We further observe that Father failed to complete any of the dispositional goals set
during the underlying CHINS proceedings, including a drug and alcohol evaluation and
any recommended treatment, individual counseling, parenting classes, and random drug
screening. Father also failed to initiate any contact whatsoever with the LCDCS
caseworker, Cherlyn Williams, even after receiving notification of the termination
proceedings. When questioned during the termination hearing whether she or anyone at
the agency had had any contact with Father, Williams responded, “I have not, no.” Tr. at
13. When asked, “If [Father] had come forward for services, would you have made those
available to him?” Williams answered, “Yes.” Id. at 14. Because Father failed to avail
himself of any and all services available to him both through the LCDCS and the
correctional facility where he was housed, his ability to properly parent L.B. once
released from prison remains unknown.
Based on the foregoing, we cannot say the juvenile court committed clear error
when it found there was a reasonable probability the conditions resulting in L.B.’s
removal and continued placement outside Father’s care will not be remedied. See Castro
v. State Office of Family & Children, 842 N.E.2d 367, 374 (Ind. Ct. App. 2006)
(concluding trial court did not commit clear error in determining conditions leading to
child’s removal from father would not be remedied where father, who had been
incarcerated throughout CHINS and termination proceedings remained incarcerated at
time of termination hearing and was not expected to be released for several years), trans.

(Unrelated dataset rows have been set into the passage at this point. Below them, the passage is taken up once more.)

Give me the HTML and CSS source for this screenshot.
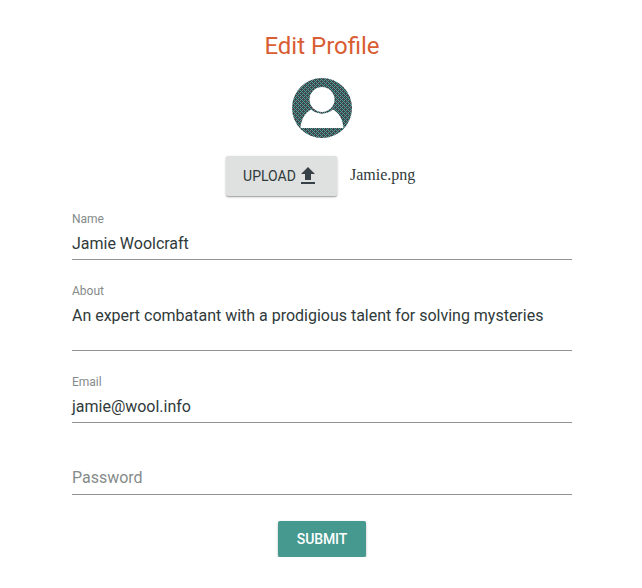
FILE: index.html
```html
<!DOCTYPE html>
<html lang="en">
<head>
<meta charset="utf-8">
<title>Edit Profile</title>
<link rel="stylesheet" href="styles.css">
</head>
<body>
<form class="profile">
  <h1 class="title">Edit Profile</h1>
  <svg class="avatar" viewBox="0 0 60 60" aria-hidden="true">
    <defs>
      <pattern id="weave" width="4" height="4" patternUnits="userSpaceOnUse">
        <rect width="4" height="4" fill="#3a454d"/>
        <path d="M0 0h1v1H0zM2 2h1v1H2zM1 1h1v1H1zM3 3h1v1H3z" fill="#43a598" shape-rendering="crispEdges"/>
        <path d="M2 0h1v1H2zM0 2h1v1H0z" fill="#7d8686" shape-rendering="crispEdges"/>
      </pattern>
    </defs>
    <circle cx="30" cy="30" r="30" fill="url(#weave)"/>
    <path d="M8.500 50C9 41 14 34 19 31.500C25 37 35 37 41 31.500C46 34 51 41 51.500 50Z" fill="#fff"/>
    <circle cx="30" cy="21.500" r="12.500" fill="#fff"/>
  </svg>
  <div class="upload-row">
    <button type="button" class="button upload">UPLOAD
      <svg class="upload-icon" viewBox="0 0 24 24" aria-hidden="true"><path d="M9 16h6v-6h4l-7-7-7 7h4zm-4 2h14v2H5z"/></svg>
    </button>
    <span class="filename">Jamie.png</span>
  </div>
  <div class="field first">
    <span class="label">Name</span>
    <div class="value">Jamie Woolcraft</div>
  </div>
  <div class="field about">
    <span class="label">About</span>
    <div class="value">An expert combatant with a prodigious talent for solving mysteries</div>
  </div>
  <div class="field">
    <span class="label">Email</span>
    <div class="value">jamie@wool.info</div>
  </div>
  <div class="field password">
    <div class="value placeholder">Password</div>
  </div>
  <button type="button" class="button submit">SUBMIT</button>
</form>
</body>
</html>
```
FILE: styles.css
```css
body {
  margin: 0;
  background: #fff;
  font-family: Roboto, "Liberation Sans", sans-serif;
  color: #303a3b;
}
.profile {
  display: flex;
  flex-direction: column;
  align-items: center;
  width: 500px;
  margin-left: 72px;
  padding-top: 30px;
}
.title {
  margin: 0;
  font-size: 24px;
  line-height: 32px;
  font-weight: 400;
  color: #d95d33;
}
.avatar {
  width: 60px;
  height: 60px;
  margin-top: 16px;
}
.upload-row {
  display: flex;
  align-items: center;
  align-self: flex-start;
  margin: 18px 0 0 154px;
  gap: 13px;
}
.button {
  display: flex;
  align-items: center;
  justify-content: center;
  box-sizing: border-box;
  border: 0;
  border-radius: 2px;
  padding: 0;
  font: 500 14px/36px Roboto, sans-serif;
  box-shadow: 0 1px 3px rgba(0, 0, 0, .2), 0 1px 1px rgba(0, 0, 0, .24);
}
.upload {
  width: 111px;
  height: 40px;
  background: #dfe1e0;
  color: #303a3b;
  font-weight: 400;
}
.upload-icon {
  width: 24px;
  height: 24px;
  fill: #373f47;
}
.filename {
  position: relative;
  top: -1px;
  font-family: "Liberation Serif", serif;
  font-size: 16px;
}
.field {
  width: 500px;
  height: 72px;
  box-sizing: border-box;
  padding-top: 24px;
}
.first {
  height: 64px;
  padding-top: 16px;
}
.label {
  display: block;
  font-size: 12px;
  line-height: 14px;
  color: #858b8a;
}
.value {
  box-sizing: border-box;
  height: 26px;
  margin-top: 8px;
  border-bottom: 1px solid #919292;
  font-size: 16px;
  line-height: 20px;
  letter-spacing: -.01px;
}
.about {
  height: 91px;
}
.about .value {
  height: 45px;
}
.password .value {
  height: 27px;
  margin-top: 21px;
}
.placeholder {
  color: #858b8a;
}
.submit {
  width: 88px;
  height: 36px;
  margin-top: 26px;
  background: #45998f;
  color: #fff;
  letter-spacing: -.1px;
}
```
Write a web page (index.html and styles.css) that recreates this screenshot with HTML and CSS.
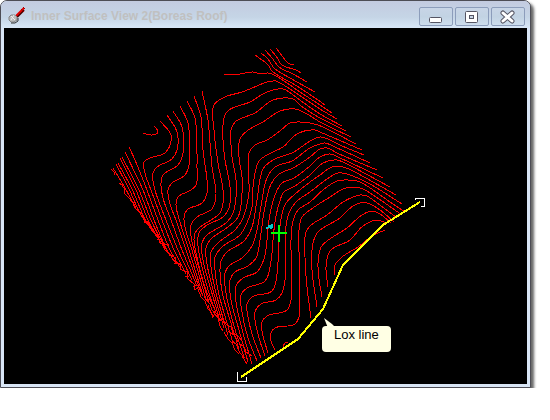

denied. Accordingly, we find no error.
We conclude that Father was not denied his constitutional right to due process
when the juvenile court did not appoint counsel to represent him during the CHINS and
termination proceedings. Further, the LCDCS established by clear and convincing
evidence the requisite statutory elements to support the involuntary termination of
Father’s parental rights to L.B.
FRIEDLANDER, J., and BAILEY, J., concur.